Nicht minder symbolisch war das Siegesdenkmal aber auch für die vielen, die dort traditionell am 9. Mai der Rückeroberung Rigas durch die Rote Armee – nach über drei Jahren deutscher Besatzung – gedachten, voller Stolz und Dankbarkeit. In diesem Jahr hatten die Behörden die Feierlichkeiten verboten. Nach Polizeiangaben kamen trotzdem mehrere Zehntausend Menschen, um Blumen abzulegen. Vom Denkmal, dessen Sockel in den Landesfarben Lettlands und der Ukraine ausgekleidet war, wurden sie durch eine Absperrung ferngehalten. Die mitgebrachten Blumen durften sie nicht selbst ablegen, das übernahmen Mitarbeiter der Stadt.

Bereits am frühen nächsten Morgen begannen die Aufräumungsarbeiten. Ein Traktor mit Frontlader schaufelte die Blumen zusammen, als handele es sich um Unrat. Die Bilder sorgten umgehend für Empörung in den sozialen Medien, woraufhin sich am Siegesdenkmal erneut eine größere Menge versammelte. Der nicht mehr abgesperrte Vorplatz füllte sich erneut mit Blumen und Kerzen, es wurde gesungen und getanzt.
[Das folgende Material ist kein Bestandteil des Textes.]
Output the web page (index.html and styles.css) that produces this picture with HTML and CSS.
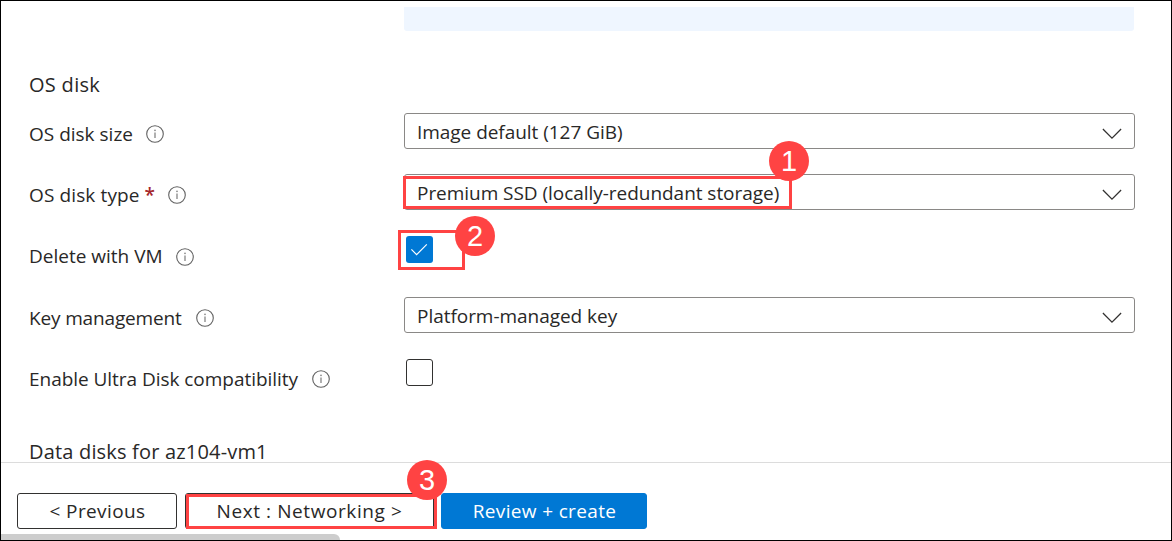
FILE: index.html
```
<!DOCTYPE html>
<html lang="en">
<head>
<meta charset="utf-8">
<title>Create a virtual machine - Disks</title>
<link rel="stylesheet" href="styles.css">
</head>
<body>
<svg class="defs" width="0" height="0">
  <symbol id="info" viewBox="0 0 18 18">
    <circle cx="9" cy="9" r="8.3" fill="none" stroke="#616161" stroke-width="1.1"/>
    <path d="M9 7.4V13" stroke="#858585" stroke-width="1.3"/>
    <circle cx="9" cy="5.3" r=".85" fill="#858585"/>
  </symbol>
  <symbol id="chevron" viewBox="0 0 20 12">
    <path d="M.9 1L10 10.1 19.1 1" fill="none" stroke="#323130" stroke-width="1.25"/>
  </symbol>
</svg>
<div class="frame">
  <main class="content">
    <div class="notice"></div>
    <h2 class="heading heading-os">OS disk</h2>
    <div class="row">
      <div class="label"><span>OS disk size</span><svg class="info"><use href="#info"/></svg></div>
      <div class="select"><span>Image default (127 GiB)</span><svg class="chevron"><use href="#chevron"/></svg></div>
    </div>
    <div class="row">
      <div class="label label-type"><span>OS disk type</span><b class="required">*</b><svg class="info"><use href="#info"/></svg></div>
      <div class="select"><span>Premium SSD (locally-redundant storage)</span><svg class="chevron"><use href="#chevron"/></svg></div>
    </div>
    <div class="row row-tall">
      <div class="label label-delete"><span>Delete with VM</span><svg class="info"><use href="#info"/></svg></div>
      <div class="check checked"><svg viewBox="0 0 27 27"><path d="M5.4 13.4L10.6 18.6 20.8 8.3" fill="none" stroke="#fff" stroke-width="1.2"/></svg></div>
    </div>
    <div class="row">
      <div class="label label-key"><span>Key management</span><svg class="info"><use href="#info"/></svg></div>
      <div class="select select-key"><span>Platform-managed key</span><svg class="chevron"><use href="#chevron"/></svg></div>
    </div>
    <div class="row">
      <div class="label label-ultra"><span>Enable Ultra Disk compatibility</span><svg class="info"><use href="#info"/></svg></div>
      <div class="check"></div>
    </div>
    <h2 class="heading heading-data">Data disks for az104-vm1</h2>
  </main>
  <footer class="footer">
    <div class="buttons">
      <div class="button previous">&lt; Previous</div>
      <div class="button next">Next : Networking &gt;</div>
      <div class="button primary">Review + create</div>
    </div>
    <div class="scrollbar"></div>
  </footer>
  <div class="outline outline-1"></div>
  <div class="outline outline-2"></div>
  <div class="outline outline-3"></div>
  <div class="badge badge-1">1</div>
  <div class="badge badge-2">2</div>
  <div class="badge badge-3">3</div>
</div>
</body>
</html>
```
FILE: styles.css
```
* { box-sizing: border-box; }
body {
  margin: 0;
  background: #fff;
  color: #292827;
  font: 19px/36px "Open Sans", "Noto Sans", sans-serif;
  white-space: nowrap;
}
.defs { position: absolute; }
.frame {
  position: relative;
  display: flex;
  flex-direction: column;
  width: 1172px;
  height: 541px;
  border: 1px solid #000;
  overflow: hidden;
}
.content {
  height: 461px;
  padding: 6px 36px 0 28px;
}
.notice {
  height: 24px;
  margin-left: 375px;
  margin-right: 1px;
  background: #eff6ff;
  border-radius: 0 0 3px 3px;
}
.heading {
  margin: 0;
  font-size: 20px;
  font-weight: 400;
  line-height: 36px;
}
.heading-os {
  height: 46px;
  margin-top: 36px;
  letter-spacing: .3px;
}
.heading-data {
  margin-top: 23px;
  line-height: 20px;
  letter-spacing: .18px;
}
.row {
  display: grid;
  grid-template-columns: 375px 1fr;
  align-items: start;
  height: 61px;
}
.row-tall { height: 62px; }
.label {
  display: flex;
  padding-top: 3px;
}
.label-type { letter-spacing: .12px; }
.label-delete { letter-spacing: 0; }
.label-key { letter-spacing: -.15px; }
.label-ultra { letter-spacing: -.04px; }
.required {
  margin-left: 5px;
  color: #a4262c;
  font-weight: 600;
}
.info {
  flex: none;
  width: 18px;
  height: 18px;
  margin: 9px 0 0 13px;
}
.label-delete .info { margin-top: 10px; }
.label-key .info { margin-left: 14px; }
.label-ultra .info { margin-left: 14px; }
.select {
  display: flex;
  justify-content: space-between;
  height: 36px;
  padding: 0 12px;
  border: 1px solid #8a8886;
  border-radius: 3px;
  letter-spacing: -.04px;
}
.chevron {
  width: 20px;
  height: 12px;
  margin-top: 13.5px;
}
.check {
  width: 27px;
  height: 27px;
  margin: 1px 0 0 2px;
  border: 1px solid #323130;
  border-radius: 3px;
}
.checked {
  border: 0;
  background: #0078d4;
}
.checked svg { display: block; }
.footer {
  display: flex;
  flex-direction: column;
  justify-content: space-between;
  height: 78px;
  padding-top: 30px;
  border-top: 1px solid #dcdcdc;
}
.buttons {
  display: flex;
  padding-left: 16px;
}
.button {
  height: 36px;
  border: 1px solid #323130;
  border-radius: 3px;
  line-height: 34px;
  text-align: center;
}
.previous {
  width: 160px;
  margin-right: 8px;
  padding-left: 1px;
  letter-spacing: .4px;
}
.next {
  width: 249px;
  margin-right: 7px;
  letter-spacing: .58px;
}
.primary {
  width: 206px;
  padding-left: 1px;
  border-color: #0078d4;
  background: #0078d4;
  color: #fff;
  letter-spacing: .35px;
}
.scrollbar {
  width: 339px;
  height: 6px;
  background: #cdcdcd;
  border-radius: 0 6px 0 0;
}
/* Step annotations drawn over the form */
.outline {
  position: absolute;
  border: 3px solid #ff4343;
}
.outline-1 { left: 402px; top: 175px; width: 389px; height: 33px; }
.outline-2 { left: 397px; top: 229px; width: 67px; height: 40px; }
.outline-3 { left: 185px; top: 493px; width: 251px; height: 35px; }
.badge {
  position: absolute;
  width: 40px;
  height: 40px;
  border-radius: 50%;
  background: #ff4343;
  color: #fff;
  font: 29px/41px "Liberation Sans", Arial, sans-serif;
  text-align: center;
}
.badge-1 { left: 768px; top: 140px; }
.badge-2 { left: 454px; top: 215px; }
.badge-3 { left: 406px; top: 459px; }
```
Das kostete sogar Innenministerin Maria Golubeva den Job. Sie trat zurück, nachdem ihr vor allem aus dem national-konservativen Lager vorgeworfen worden war, eine Destabilisierung der Lage zugelassen zu haben.

Rechtliche Grundlagen geschaffen

Konsequenzen zog auch die Regierung: Mitte Mai kündigte Lettland Artikel 13 eines Vertrages mit Russland – dem Rechtsnachfolger der Sowjetunion – auf: Er hatte das Land zur Pflege und zum Erhalt von Memorialen aus Sowjetzeiten verpflichtet. Einen Monat später nahm die Saeima, das lettische Parlament, ein Gesetz an, das die „Zurschaustellung von Objekten, die das Sowjet- und das Nazi-Regime verherrlichen“, verbietet, und ihre Demontage vorschreibt.

Demontage heißt dabei in der Regel: Zerstörung. In Einzelfällen kann eine Ausstellung der betreffenden Objekte in einem anderen Rahmen erfolgen. Dem Siegesdenkmal habe das Okkupationsmuseum in Riga jedoch keinen künstlerischen Wert bescheinigt, teilte Bürgermeister Mārtiņš Staķis mit. Es werde vollständig entsorgt.